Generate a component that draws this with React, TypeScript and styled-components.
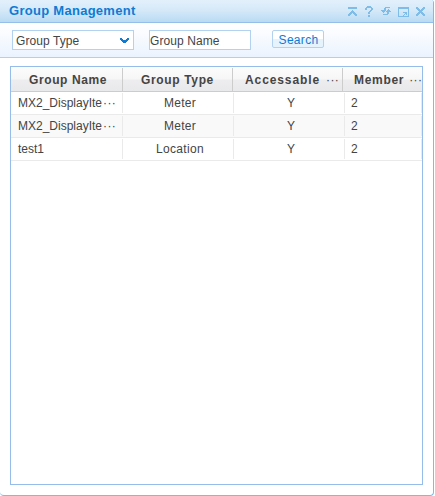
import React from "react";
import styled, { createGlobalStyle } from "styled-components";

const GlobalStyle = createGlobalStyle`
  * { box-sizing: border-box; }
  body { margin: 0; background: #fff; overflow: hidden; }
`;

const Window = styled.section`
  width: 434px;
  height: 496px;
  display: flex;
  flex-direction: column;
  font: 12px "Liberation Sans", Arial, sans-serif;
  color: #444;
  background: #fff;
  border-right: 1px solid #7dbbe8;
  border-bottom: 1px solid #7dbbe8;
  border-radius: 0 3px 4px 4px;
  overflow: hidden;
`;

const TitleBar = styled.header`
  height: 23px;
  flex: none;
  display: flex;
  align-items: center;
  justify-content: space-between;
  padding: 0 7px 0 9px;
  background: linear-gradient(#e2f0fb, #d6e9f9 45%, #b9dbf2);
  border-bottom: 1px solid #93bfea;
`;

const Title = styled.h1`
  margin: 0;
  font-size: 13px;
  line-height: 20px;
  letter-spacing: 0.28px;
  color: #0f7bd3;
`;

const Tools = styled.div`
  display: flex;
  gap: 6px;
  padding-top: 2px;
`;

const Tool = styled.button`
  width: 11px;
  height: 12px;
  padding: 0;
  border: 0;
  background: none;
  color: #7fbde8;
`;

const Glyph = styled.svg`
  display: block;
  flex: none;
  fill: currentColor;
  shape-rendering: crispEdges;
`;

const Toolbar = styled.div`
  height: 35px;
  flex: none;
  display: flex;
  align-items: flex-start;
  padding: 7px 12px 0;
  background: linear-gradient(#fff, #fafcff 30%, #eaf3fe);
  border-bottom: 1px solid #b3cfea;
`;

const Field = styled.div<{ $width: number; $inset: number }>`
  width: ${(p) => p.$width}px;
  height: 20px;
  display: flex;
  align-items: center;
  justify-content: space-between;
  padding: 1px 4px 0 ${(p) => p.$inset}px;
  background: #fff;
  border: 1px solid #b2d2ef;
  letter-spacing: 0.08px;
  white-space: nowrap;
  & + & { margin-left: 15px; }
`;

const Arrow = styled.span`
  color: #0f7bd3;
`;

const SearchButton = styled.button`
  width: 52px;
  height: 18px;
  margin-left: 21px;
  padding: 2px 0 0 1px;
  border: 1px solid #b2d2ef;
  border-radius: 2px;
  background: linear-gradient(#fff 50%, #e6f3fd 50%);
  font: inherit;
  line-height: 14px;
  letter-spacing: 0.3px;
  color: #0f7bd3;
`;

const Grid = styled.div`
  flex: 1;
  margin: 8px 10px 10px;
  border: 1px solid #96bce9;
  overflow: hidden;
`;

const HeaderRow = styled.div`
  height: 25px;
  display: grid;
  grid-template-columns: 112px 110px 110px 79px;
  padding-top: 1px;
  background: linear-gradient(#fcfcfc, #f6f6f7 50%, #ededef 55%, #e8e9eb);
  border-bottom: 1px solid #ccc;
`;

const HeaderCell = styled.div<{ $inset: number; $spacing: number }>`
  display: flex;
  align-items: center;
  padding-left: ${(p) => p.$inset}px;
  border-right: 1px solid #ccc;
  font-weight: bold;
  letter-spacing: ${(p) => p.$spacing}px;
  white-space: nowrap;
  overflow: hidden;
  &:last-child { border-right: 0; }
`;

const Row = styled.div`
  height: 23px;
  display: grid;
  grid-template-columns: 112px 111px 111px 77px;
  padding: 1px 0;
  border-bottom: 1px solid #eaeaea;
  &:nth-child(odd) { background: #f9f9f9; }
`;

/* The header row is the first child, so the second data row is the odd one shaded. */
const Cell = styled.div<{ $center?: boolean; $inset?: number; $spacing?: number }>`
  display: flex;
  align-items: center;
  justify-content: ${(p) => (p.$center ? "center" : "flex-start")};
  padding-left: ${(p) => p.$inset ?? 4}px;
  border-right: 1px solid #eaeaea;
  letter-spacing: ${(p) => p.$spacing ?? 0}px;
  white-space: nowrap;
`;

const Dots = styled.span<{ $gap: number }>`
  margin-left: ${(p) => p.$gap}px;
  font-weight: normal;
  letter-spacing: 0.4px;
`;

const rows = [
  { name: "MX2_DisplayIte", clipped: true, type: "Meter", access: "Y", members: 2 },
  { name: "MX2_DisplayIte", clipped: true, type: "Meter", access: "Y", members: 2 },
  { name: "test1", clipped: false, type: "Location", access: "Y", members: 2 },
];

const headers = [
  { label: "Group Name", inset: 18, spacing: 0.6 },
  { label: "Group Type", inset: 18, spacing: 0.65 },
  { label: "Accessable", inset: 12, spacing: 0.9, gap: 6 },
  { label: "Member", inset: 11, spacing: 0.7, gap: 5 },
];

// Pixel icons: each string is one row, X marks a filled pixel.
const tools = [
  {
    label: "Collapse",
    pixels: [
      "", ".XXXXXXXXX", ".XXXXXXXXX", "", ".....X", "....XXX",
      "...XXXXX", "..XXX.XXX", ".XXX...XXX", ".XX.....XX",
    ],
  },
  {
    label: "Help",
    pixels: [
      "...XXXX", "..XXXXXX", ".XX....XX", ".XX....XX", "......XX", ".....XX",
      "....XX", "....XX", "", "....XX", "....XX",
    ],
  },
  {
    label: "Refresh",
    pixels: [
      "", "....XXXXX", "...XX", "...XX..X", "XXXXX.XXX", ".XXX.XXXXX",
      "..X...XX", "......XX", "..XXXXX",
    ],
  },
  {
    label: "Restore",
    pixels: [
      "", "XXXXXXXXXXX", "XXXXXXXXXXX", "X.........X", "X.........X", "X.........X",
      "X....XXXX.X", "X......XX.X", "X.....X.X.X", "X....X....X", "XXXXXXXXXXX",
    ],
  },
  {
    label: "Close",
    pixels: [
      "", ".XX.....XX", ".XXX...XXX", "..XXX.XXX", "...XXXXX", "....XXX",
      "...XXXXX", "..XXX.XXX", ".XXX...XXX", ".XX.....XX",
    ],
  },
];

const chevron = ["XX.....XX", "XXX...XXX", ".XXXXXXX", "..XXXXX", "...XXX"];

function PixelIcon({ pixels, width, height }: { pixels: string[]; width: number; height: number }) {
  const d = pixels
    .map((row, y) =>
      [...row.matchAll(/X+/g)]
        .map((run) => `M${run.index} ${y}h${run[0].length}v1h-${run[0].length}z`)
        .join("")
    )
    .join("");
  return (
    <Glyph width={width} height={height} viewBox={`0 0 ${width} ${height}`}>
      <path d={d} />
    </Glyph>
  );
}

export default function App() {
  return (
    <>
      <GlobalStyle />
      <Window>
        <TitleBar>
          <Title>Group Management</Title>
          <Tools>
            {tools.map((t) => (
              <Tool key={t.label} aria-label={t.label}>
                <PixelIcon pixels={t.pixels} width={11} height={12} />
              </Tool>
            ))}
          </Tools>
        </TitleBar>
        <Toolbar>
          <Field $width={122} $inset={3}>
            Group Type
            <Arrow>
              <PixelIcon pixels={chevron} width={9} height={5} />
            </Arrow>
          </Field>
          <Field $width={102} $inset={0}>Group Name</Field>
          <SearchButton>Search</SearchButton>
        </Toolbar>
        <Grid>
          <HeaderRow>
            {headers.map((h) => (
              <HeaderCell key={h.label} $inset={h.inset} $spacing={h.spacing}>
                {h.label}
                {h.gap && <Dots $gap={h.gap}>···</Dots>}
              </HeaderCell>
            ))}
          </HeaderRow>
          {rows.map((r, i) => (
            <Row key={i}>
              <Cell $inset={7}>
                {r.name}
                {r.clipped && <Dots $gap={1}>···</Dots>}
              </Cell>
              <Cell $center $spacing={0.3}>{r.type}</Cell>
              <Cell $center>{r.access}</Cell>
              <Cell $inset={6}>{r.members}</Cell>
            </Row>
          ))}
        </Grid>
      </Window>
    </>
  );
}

> _Task requirements_: Without including any picture, repeat the data exactly.

> _Task answer_:
Generate a component that draws this with React, TypeScript and styled-components.
import React from "react";
import styled, { createGlobalStyle } from "styled-components";

const GlobalStyle = createGlobalStyle`
  * { box-sizing: border-box; }
  body { margin: 0; background: #fff; overflow: hidden; }
`;

const Window = styled.section`
  width: 434px;
  height: 496px;
  display: flex;
  flex-direction: column;
  font: 12px "Liberation Sans", Arial, sans-serif;
  color: #444;
  background: #fff;
  border-right: 1px solid #7dbbe8;
  border-bottom: 1px solid #7dbbe8;
  border-radius: 0 3px 4px 4px;
  overflow: hidden;
`;

const TitleBar = styled.header`
  height: 23px;
  flex: none;
  display: flex;
  align-items: center;
  justify-content: space-between;
  padding: 0 7px 0 9px;
  background: linear-gradient(#e2f0fb, #d6e9f9 45%, #b9dbf2);
  border-bottom: 1px solid #93bfea;
`;

const Title = styled.h1`
  margin: 0;
  font-size: 13px;
  line-height: 20px;
  letter-spacing: 0.28px;
  color: #0f7bd3;
`;

const Tools = styled.div`
  display: flex;
  gap: 6px;
  padding-top: 2px;
`;

const Tool = styled.button`
  width: 11px;
  height: 12px;
  padding: 0;
  border: 0;
  background: none;
  color: #7fbde8;
`;

const Glyph = styled.svg`
  display: block;
  flex: none;
  fill: currentColor;
  shape-rendering: crispEdges;
`;

const Toolbar = styled.div`
  height: 35px;
  flex: none;
  display: flex;
  align-items: flex-start;
  padding: 7px 12px 0;
  background: linear-gradient(#fff, #fafcff 30%, #eaf3fe);
  border-bottom: 1px solid #b3cfea;
`;

const Field = styled.div<{ $width: number; $inset: number }>`
  width: ${(p) => p.$width}px;
  height: 20px;
  display: flex;
  align-items: center;
  justify-content: space-between;
  padding: 1px 4px 0 ${(p) => p.$inset}px;
  background: #fff;
  border: 1px solid #b2d2ef;
  letter-spacing: 0.08px;
  white-space: nowrap;
  & + & { margin-left: 15px; }
`;

const Arrow = styled.span`
  color: #0f7bd3;
`;

const SearchButton = styled.button`
  width: 52px;
  height: 18px;
  margin-left: 21px;
  padding: 2px 0 0 1px;
  border: 1px solid #b2d2ef;
  border-radius: 2px;
  background: linear-gradient(#fff 50%, #e6f3fd 50%);
  font: inherit;
  line-height: 14px;
  letter-spacing: 0.3px;
  color: #0f7bd3;
`;

const Grid = styled.div`
  flex: 1;
  margin: 8px 10px 10px;
  border: 1px solid #96bce9;
  overflow: hidden;
`;

const HeaderRow = styled.div`
  height: 25px;
  display: grid;
  grid-template-columns: 112px 110px 110px 79px;
  padding-top: 1px;
  background: linear-gradient(#fcfcfc, #f6f6f7 50%, #ededef 55%, #e8e9eb);
  border-bottom: 1px solid #ccc;
`;

const HeaderCell = styled.div<{ $inset: number; $spacing: number }>`
  display: flex;
  align-items: center;
  padding-left: ${(p) => p.$inset}px;
  border-right: 1px solid #ccc;
  font-weight: bold;
  letter-spacing: ${(p) => p.$spacing}px;
  white-space: nowrap;
  overflow: hidden;
  &:last-child { border-right: 0; }
`;

const Row = styled.div`
  height: 23px;
  display: grid;
  grid-template-columns: 112px 111px 111px 77px;
  padding: 1px 0;
  border-bottom: 1px solid #eaeaea;
  &:nth-child(odd) { background: #f9f9f9; }
`;

/* The header row is the first child, so the second data row is the odd one shaded. */
const Cell = styled.div<{ $center?: boolean; $inset?: number; $spacing?: number }>`
  display: flex;
  align-items: center;
  justify-content: ${(p) => (p.$center ? "center" : "flex-start")};
  padding-left: ${(p) => p.$inset ?? 4}px;
  border-right: 1px solid #eaeaea;
  letter-spacing: ${(p) => p.$spacing ?? 0}px;
  white-space: nowrap;
`;

const Dots = styled.span<{ $gap: number }>`
  margin-left: ${(p) => p.$gap}px;
  font-weight: normal;
  letter-spacing: 0.4px;
`;

const rows = [
  { name: "MX2_DisplayIte", clipped: true, type: "Meter", access: "Y", members: 2 },
  { name: "MX2_DisplayIte", clipped: true, type: "Meter", access: "Y", members: 2 },
  { name: "test1", clipped: false, type: "Location", access: "Y", members: 2 },
];

const headers = [
  { label: "Group Name", inset: 18, spacing: 0.6 },
  { label: "Group Type", inset: 18, spacing: 0.65 },
  { label: "Accessable", inset: 12, spacing: 0.9, gap: 6 },
  { label: "Member", inset: 11, spacing: 0.7, gap: 5 },
];

// Pixel icons: each string is one row, X marks a filled pixel.
const tools = [
  {
    label: "Collapse",
    pixels: [
      "", ".XXXXXXXXX", ".XXXXXXXXX", "", ".....X", "....XXX",
      "...XXXXX", "..XXX.XXX", ".XXX...XXX", ".XX.....XX",
    ],
  },
  {
    label: "Help",
    pixels: [
      "...XXXX", "..XXXXXX", ".XX....XX", ".XX....XX", "......XX", ".....XX",
      "....XX", "....XX", "", "....XX", "....XX",
    ],
  },
  {
    label: "Refresh",
    pixels: [
      "", "....XXXXX", "...XX", "...XX..X", "XXXXX.XXX", ".XXX.XXXXX",
      "..X...XX", "......XX", "..XXXXX",
    ],
  },
  {
    label: "Restore",
    pixels: [
      "", "XXXXXXXXXXX", "XXXXXXXXXXX", "X.........X", "X.........X", "X.........X",
      "X....XXXX.X", "X......XX.X", "X.....X.X.X", "X....X....X", "XXXXXXXXXXX",
    ],
  },
  {
    label: "Close",
    pixels: [
      "", ".XX.....XX", ".XXX...XXX", "..XXX.XXX", "...XXXXX", "....XXX",
      "...XXXXX", "..XXX.XXX", ".XXX...XXX", ".XX.....XX",
    ],
  },
];

const chevron = ["XX.....XX", "XXX...XXX", ".XXXXXXX", "..XXXXX", "...XXX"];

function PixelIcon({ pixels, width, height }: { pixels: string[]; width: number; height: number }) {
  const d = pixels
    .map((row, y) =>
      [...row.matchAll(/X+/g)]
        .map((run) => `M${run.index} ${y}h${run[0].length}v1h-${run[0].length}z`)
        .join("")
    )
    .join("");
  return (
    <Glyph width={width} height={height} viewBox={`0 0 ${width} ${height}`}>
      <path d={d} />
    </Glyph>
  );
}

export default function App() {
  return (
    <>
      <GlobalStyle />
      <Window>
        <TitleBar>
          <Title>Group Management</Title>
          <Tools>
            {tools.map((t) => (
              <Tool key={t.label} aria-label={t.label}>
                <PixelIcon pixels={t.pixels} width={11} height={12} />
              </Tool>
            ))}
          </Tools>
        </TitleBar>
        <Toolbar>
          <Field $width={122} $inset={3}>
            Group Type
            <Arrow>
              <PixelIcon pixels={chevron} width={9} height={5} />
            </Arrow>
          </Field>
          <Field $width={102} $inset={0}>Group Name</Field>
          <SearchButton>Search</SearchButton>
        </Toolbar>
        <Grid>
          <HeaderRow>
            {headers.map((h) => (
              <HeaderCell key={h.label} $inset={h.inset} $spacing={h.spacing}>
                {h.label}
                {h.gap && <Dots $gap={h.gap}>···</Dots>}
              </HeaderCell>
            ))}
          </HeaderRow>
          {rows.map((r, i) => (
            <Row key={i}>
              <Cell $inset={7}>
                {r.name}
                {r.clipped && <Dots $gap={1}>···</Dots>}
              </Cell>
              <Cell $center $spacing={0.3}>{r.type}</Cell>
              <Cell $center>{r.access}</Cell>
              <Cell $inset={6}>{r.members}</Cell>
            </Row>
          ))}
        </Grid>
      </Window>
    </>
  );
}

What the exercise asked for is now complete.